WASHINGTON (AP) — The White House on Thursday unveiled a Pacific strategy designed to bolster U.S. engagement with more than a dozen island nations on issues including climate change and maritime security while pledging to expand the U.S. diplomatic presence in the region.
The Biden administration released its new strategy, as well as plans for $810 million in new aid for Pacific Island nations, as President Joe Biden prepared to meet with leaders attending the U.S.-Pacific Island Country Summit. The Democratic president was set to address the summit on Thursday and then host the leaders for a dinner at the White House. Secretary of State Antony Blinken met with leaders on Wednesday at the State Department.
The White House also announced plans to recognize the Cook Islands and Niue as sovereign states, after "appropriate consultations." The United Nations recognized the rights of the two self-governing islands in free association with New Zealand to establish diplomatic relations with other countries in the early 1990s, but the United States is not among countries to do so.
Biden is looking to turn up engagement with Pacific Island nations as part of his broader effort to shift U.S. foreign policy focus toward Asia and offer a counterweight to China's growing military and economic influence in the region.
The 16-page document notes “heightened geopolitical competition impacts” for the Pacific Island countries that also directly affect the United States.
“Increasingly those impacts include pressure and economic coercion by the People’s Republic of China, which risks undermining the peace, prosperity, and security of the region, and by extension, of the United States,” the strategy document says. "These challenges demand renewed U.S. engagement across the full Pacific Islands region."
Among the broad strategy aims laid out by the Biden administration in the document are expanding the number of U.S. diplomatic missions from six to nine across the Pacific and completing work to renew strategic partnership agreements with the Pacific Island nations of Palau, Micronesia and the Marshall Islands that are set to soon expire. The strategy also calls for increasing the presence in the region of the U.S. Coast Guard, the National Oceanic and Atmospheric Administration and the Pentagon.
Leaders from Fiji, the Marshall Islands, Micronesia, Palau, Papua New Guinea, Samoa, the Solomon Islands, Tonga, Tuvalu, the Cook Islands, French Polynesia and New Caledonia are attending the two-day summit. Vanuatu and Nauru sent representatives, and Australia, New Zealand and the secretary-general of the Pacific Island Forum sent observers, according to the White House.
White House officials acknowledge that U.S. inattentiveness toward the region since the end of the Cold War has left an opening for Beijing to exert its influence.
Plans for the summit were announced earlier this month, just days after the Solomon Islands called on the U.S. and Britain not to send naval vessels to the South Pacific nation until approval processes are overhauled. The Solomons in April signed a new security pact with China.

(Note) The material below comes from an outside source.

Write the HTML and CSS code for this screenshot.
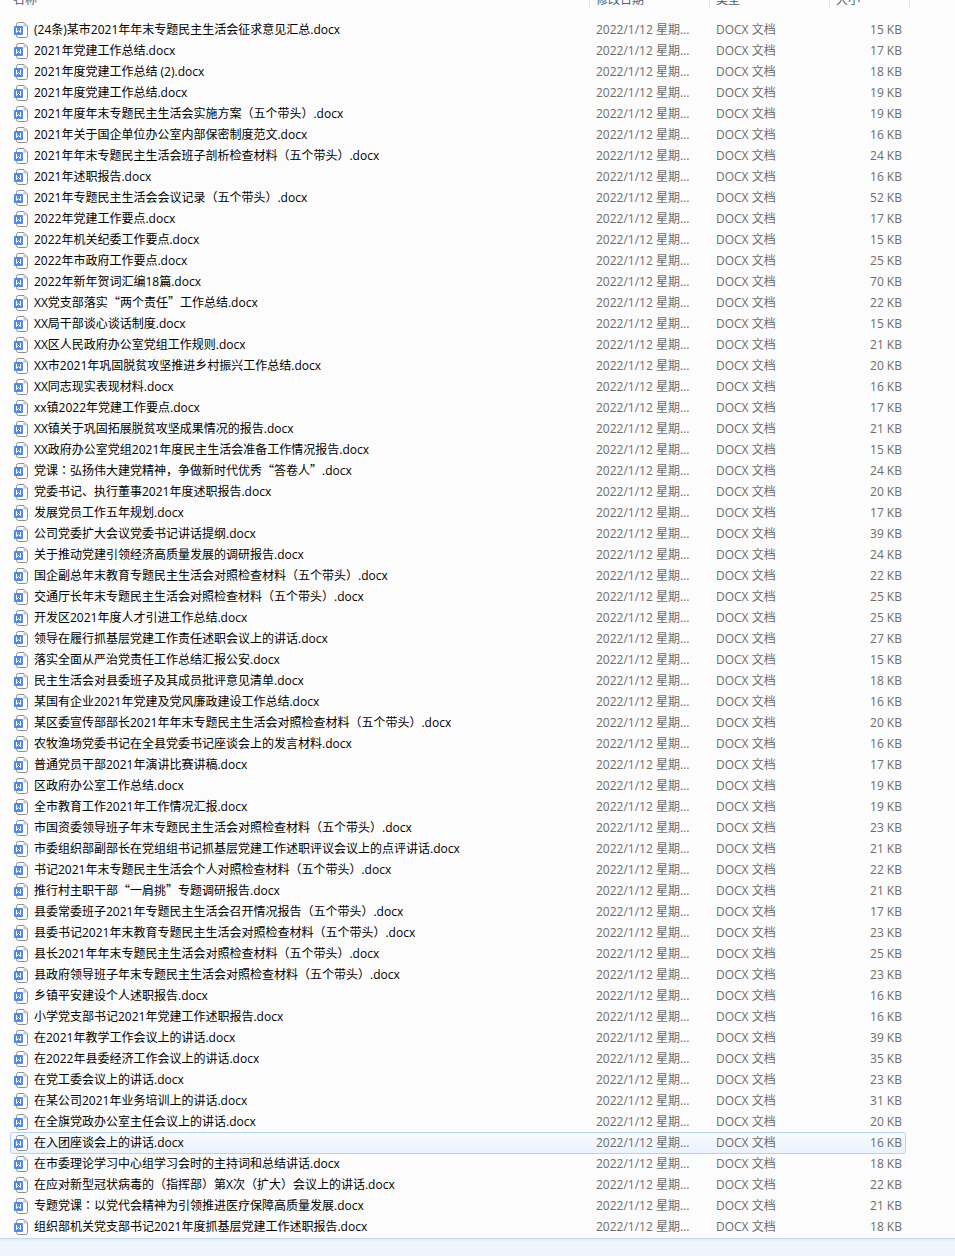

And just last week, the Marshall Islands pulled out of a negotiating session with the U.S. over their Compact of Free Association, which expires next year. The Marshall Islands says the U.S. isn’t engaging on its claim for proper reparations from the legacy of U.S. nuclear testing in the islands.
The Marshall Islands says there was extensive environmental and health damage from the dozens of tests in the 1940s and 1950s, which a settlement in the 1980s fell well short of addressing.
Besides their meeting with Biden, island leaders are scheduled to meet on Thursday with House Speaker Nancy Pelosi and Commerce Secretary Gina Raimondo.